# Forward VS Reverse Pattern Valve body transmission



## kjk990 (Sep 1, 2010)

I am swapping out my TH400 for a 700R4. I have a B&M ratcheting shifter that I can use for many different transmissions forwards and reverse pattern. Now with the forward VB in my TH400 I ratchet from N 3 2 1. It just makes more sense to go N 1 2 3 4. Am I missing something? is it just personal preference? I don't race. But I like to bang the gears a little. 

Any advice. Thanks. Oh. I haven't asked my transmission guy yet. Is it possible in the 700R4?


----------



## Rukee (Feb 8, 2007)

Part of the deal with the ratching gear shifter is you drop it all the way back to 1st gear, then you slap/push it forward to shift to the next gear. I would think it to be un-natural to pull the shifter back to up shift rather then to push it forward for the next gear.


----------



## 69Goatee (Aug 14, 2009)

Bad idea for a street car. Most, if not all of the reverse patern valve bodies are manual shift, meaning you loose "D", no more automatic. You have to shift through every gear up and down whenever you drive it, it will get old real quick.

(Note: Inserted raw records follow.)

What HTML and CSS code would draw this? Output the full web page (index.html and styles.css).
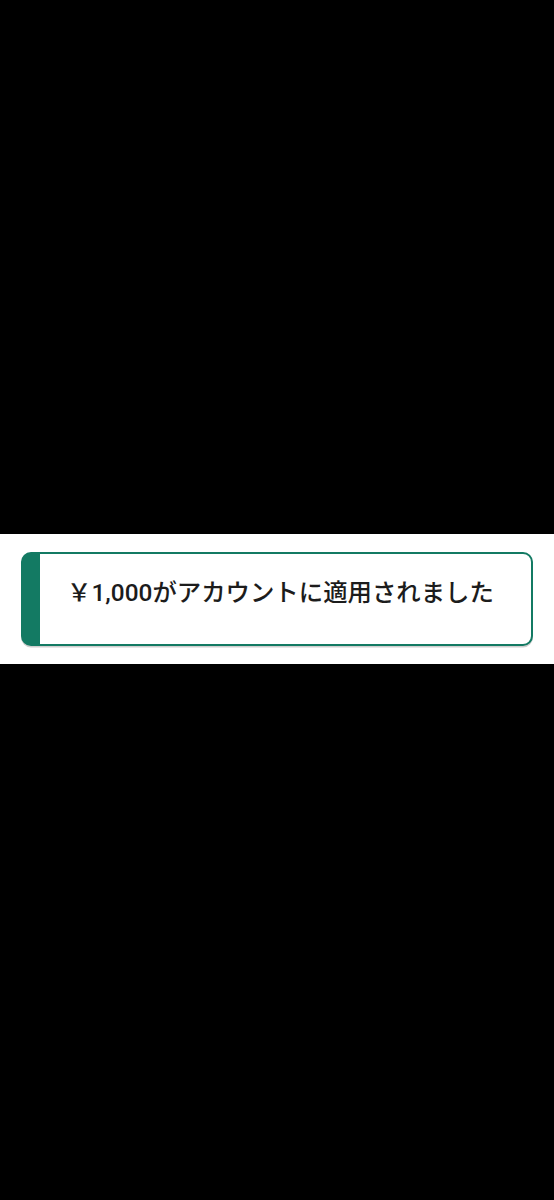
FILE: index.html
```html
<!DOCTYPE html>
<html lang="ja">
<head>
<meta charset="utf-8">
<link rel="stylesheet" href="styles.css">
</head>
<body>
<div class="screen">
  <div class="top-space"></div>
  <div class="toast-band">
    <div class="toast">
      <p class="toast-text">￥1,000がアカウントに適用されました</p>
    </div>
  </div>
  <div class="bottom-space"></div>
</div>
</body>
</html>
```

FILE: styles.css
```css
html, body {
  margin: 0;
  padding: 0;
  background: #000;
}
.screen {
  width: 554px;
  height: 1200px;
  display: flex;
  flex-direction: column;
}
.top-space {
  height: 534px;
  background: #000;
}
.toast-band {
  height: 130px;
  background: #fff;
  padding: 18px 21px 0 21px;
  box-sizing: border-box;
}
.toast {
  height: 94px;
  box-sizing: border-box;
  border: 2.5px solid #137a63;
  border-left: 19px solid #137a63;
  border-radius: 10px;
  background: #fff;
  box-shadow: 0 1.5px 0 #cfcfcf;
  display: flex;
  align-items: flex-start;
  justify-content: center;
  padding-right: 10px;
}
.toast-text {
  margin: 19px 0 0 0;
  font-family: "Roboto", "Noto Sans CJK JP", sans-serif;
  font-size: 24.4px;
  font-weight: 500;
  line-height: 40px;
  color: #1c1c1c;
  white-space: nowrap;
}
.bottom-space {
  flex: 1;
  background: #000;
}
```
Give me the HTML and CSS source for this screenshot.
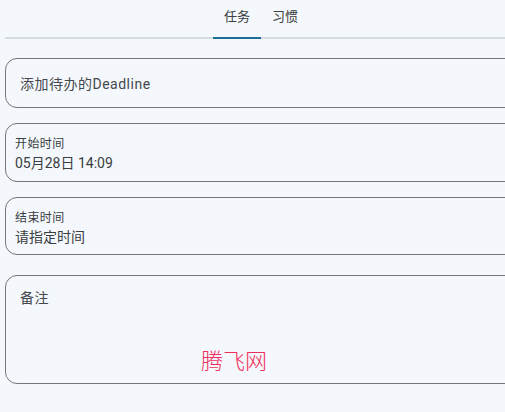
FILE: index.html
```html
<!DOCTYPE html>
<html lang="zh">
<head>
<meta charset="utf-8">
<link rel="stylesheet" href="styles.css">
</head>
<body>
<div class="page">
  <div class="tabs">
    <div class="tab active">任务</div>
    <div class="tab">习惯</div>
  </div>
  <div class="form">
    <div class="field field-plain">添加待办的Deadline</div>
    <div class="field field-time t1">
      <div class="label">开始时间</div>
      <div class="value">05月28日 14:09</div>
    </div>
    <div class="field field-time t2">
      <div class="label">结束时间</div>
      <div class="value">请指定时间</div>
    </div>
    <div class="field field-note">
      <div class="value hint">备注</div>
      <div class="watermark">腾飞网</div>
    </div>
  </div>
</div>
</body>
</html>
```
FILE: styles.css
```css
html, body {
  margin: 0;
  padding: 0;
  background: #f4f8fc;
  overflow: hidden;
  font-family: Roboto, "Noto Sans CJK SC", sans-serif;
  color: #3a3d41;
}
.page {
  margin-left: 5px;
  width: 512px;
}
.tabs {
  display: flex;
  justify-content: center;
  height: 37px;
  border-bottom: 2px solid #d6dce2;
}
.tab {
  width: 48px;
  text-align: center;
  font-size: 13px;
  line-height: 18px;
  padding-top: 8px;
  box-sizing: border-box;
  color: #3a3d41;
}
.tab.active {
  border-bottom: 2px solid #1b6f97;
  height: 39px;
}
.form {
  padding-top: 19px;
  display: flex;
  flex-direction: column;
  gap: 15px;
}
.field {
  border: 1px solid #73777c;
  border-radius: 12px;
  box-sizing: border-box;
  position: relative;
}
.field-plain {
  height: 50px;
  display: flex;
  align-items: center;
  padding-left: 14px;
  font-size: 14px;
  letter-spacing: 0.5px;
  padding-bottom: 1px;
  color: #45484c;
}
.field-time {
  padding: 12px 0 0 9px;
}
.t1 { height: 59px; }
.t2 { height: 58px; }
.label {
  font-size: 12px;
  line-height: 16px;
  letter-spacing: 0.4px;
}
.value {
  font-size: 14px;
  line-height: 20px;
}
.field-time .value {
  margin-top: 1px;
}
.hint {
  letter-spacing: 0.5px;
  color: #45484c;
}
.field-note {
  height: 109px;
  margin-top: 5px;
  padding: 12px 0 0 14px;
}
.watermark {
  position: absolute;
  left: 195px;
  top: 70px;
  font-size: 22px;
  line-height: 26px;
  color: #ee2f5d;
  font-family: "Noto Sans CJK SC", sans-serif;
  font-weight: 300;
}
```
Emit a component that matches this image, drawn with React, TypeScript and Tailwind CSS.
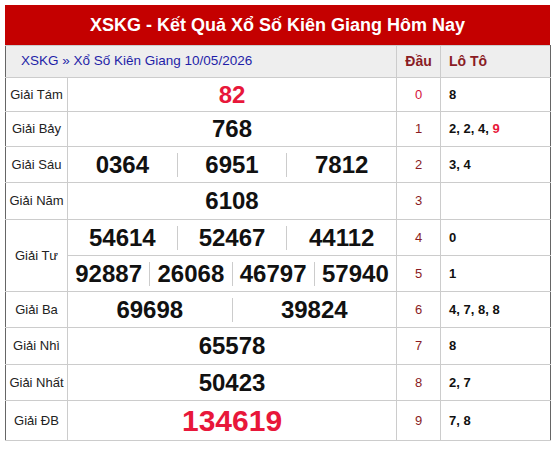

And it won't be safe on wet or gravel roads because when you shift up or down, it hits hard and could break the tires loose.


----------



## pontiac (Mar 6, 2011)

safety, if you have to shift out of high gear into neutral, the forward pattern has those side by side, but the other, means no way to get into neutral quickly without tearing up the trans.


----------



## kjk990 (Sep 1, 2010)

If it was just personal preference I would do reverse. I like the idea of going N1234. But I also don't want to give up the D. 

Pontiac... Thats a good point about the safety aspect. I didn't think about not being able to get to N without going back down through all the gears.

Thanks for all the advice. You guys alway come through.


----------